Nigeria from independence, according to him, has always been in the forefront of any continental initiative, decision, action or programme.

He, therefore, could not understand why Nigeria should  be “outside the African Continental Free Trade Zone Agreement when it automatically came into effect with twenty-two-nations’ ratification.”

He added:”a situation where almost 40% of our population are not equipped with education to be able to make meaningful, positive and rewarding contribution to development in this day and age is bad almost to the point of criminality.

“Education both in quantity and quality must be seen as the first pillar of our development after we have delivered on politics of unity in diversity in concrete and sustainable policies and actions.

“We need a revolution to deal with our great backwardness in literacy and popular education.  I believe that a two-year preparation to send all children below ten years of age with two streams of 8am to 12.30pm and 1pm to 5.30pm with teachers taking on two streams, getting additional 25 to 30 per cent salary will break the back of illiteracy and set us on the path of education for all.

“Community leaders, traditional rulers and local government chairmen should be held responsible for any parents or guardians preventing their children and wards from going to school.  I have heard it said in some quarters that if everybody goes to school, who will be the servants.  My lord Bishop, I dare say that if everybody goes to school, we will have more competent, efficient, effective and better servants.”

And from the International Crisis Group (ICG), a Brussels, Belgium based  NGO committed to preventing and resolving deadly conflicts, came a study on  how  the Islamic State West Africa Province (ISWAP), a Boko Haram offshoot, is  employing its  “growing power and influence to establish a ‘jihadist proto-state’ in northern Nigeria.

It said: “Three years after Boko Haram broke apart [in 2016], one faction, the Islamic State in West Africa Province, is forming a proto-state in northern Nigeria.

“The crisis in north-eastern Nigeria is about more than the military balance of power, as underscored by the support ISWAP has won by creating a proto-state providing a measure of governance and services.

“ISWAP poses a particular challenge to the Lake Chad states because it represents more than aggressive fighters, rumbling pickups with mounted guns or proclamations of the caliphate’s rebirth. It is filling a gap left by decades of poor governance and neglect in the region. It has cultivated stronger ties with local residents than Boko Haram ever could by helping recover lost cattle, settling disputes over grazing and fishing rights, fending off rustlers, providing care to expectant mothers in rural areas, and imposing swift if terrible justice upon criminals, sometimes including when they are ISWAP members.

“ISWAP is often cruel and arbitrary, even with civilians whose support it ostensibly seeks to gain. But for now, in the eyes of many locals, what it has to offer is often better than what came before.”

The report also reported how SWAP is “expanding across Africa’s Sahel region as well, where jihadi groups like al-Qaeda have been affiliated with Latin American drug cartels seeking to move narcotics into Europe and beyond.”
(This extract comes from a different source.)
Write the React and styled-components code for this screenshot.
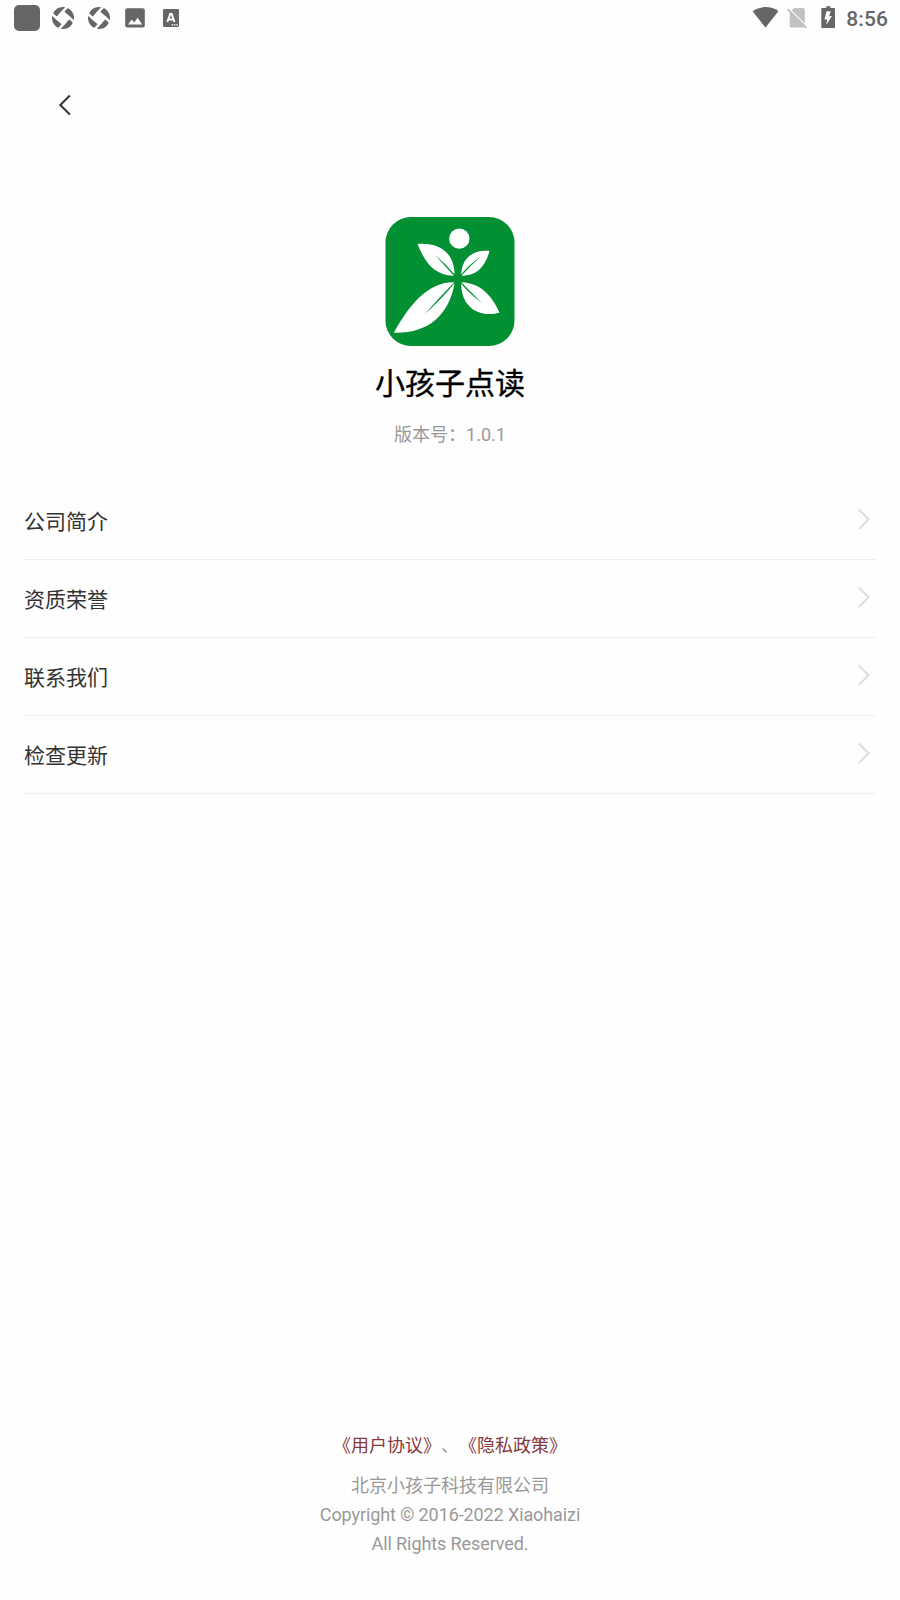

Quoting Egypt’s state-run Ahram Online, it said: “The vast Sahel-Sahara region, which spans Mali, Niger, Algeria, Libya, Chad, Burkina Faso and Mauritania, has become home to such terrorist organizations as the Movement for Unity and Jihad in West Africa (MUJWA), Al-Qaeda in the Islamic Maghreb (AQIM), the Islamic State group (or Islamic State in the Greater Sahara, ISGS) and the Macina Liberation Front (MLF).

These groups have close and extensive relations inside Libya which have enabled them to obtain material and financial support across Libya’s southern borders, an area that has become one of their preying grounds for abducting migrants, human trafficking and arms smuggling.”

The ICG advised the federal government to “press its military offensive against the jihadists but also try undercutting their appeal by improving governance and public services.”

It added: “If the Lake Chad states hope to dislodge the group and prevent its expansion, they therefore will have to do more than challenge ISWAP in battle. To make inroads, authorities will need to demonstrate that they can fill gaps in governance and service provision in areas of weaker ISWAP influence.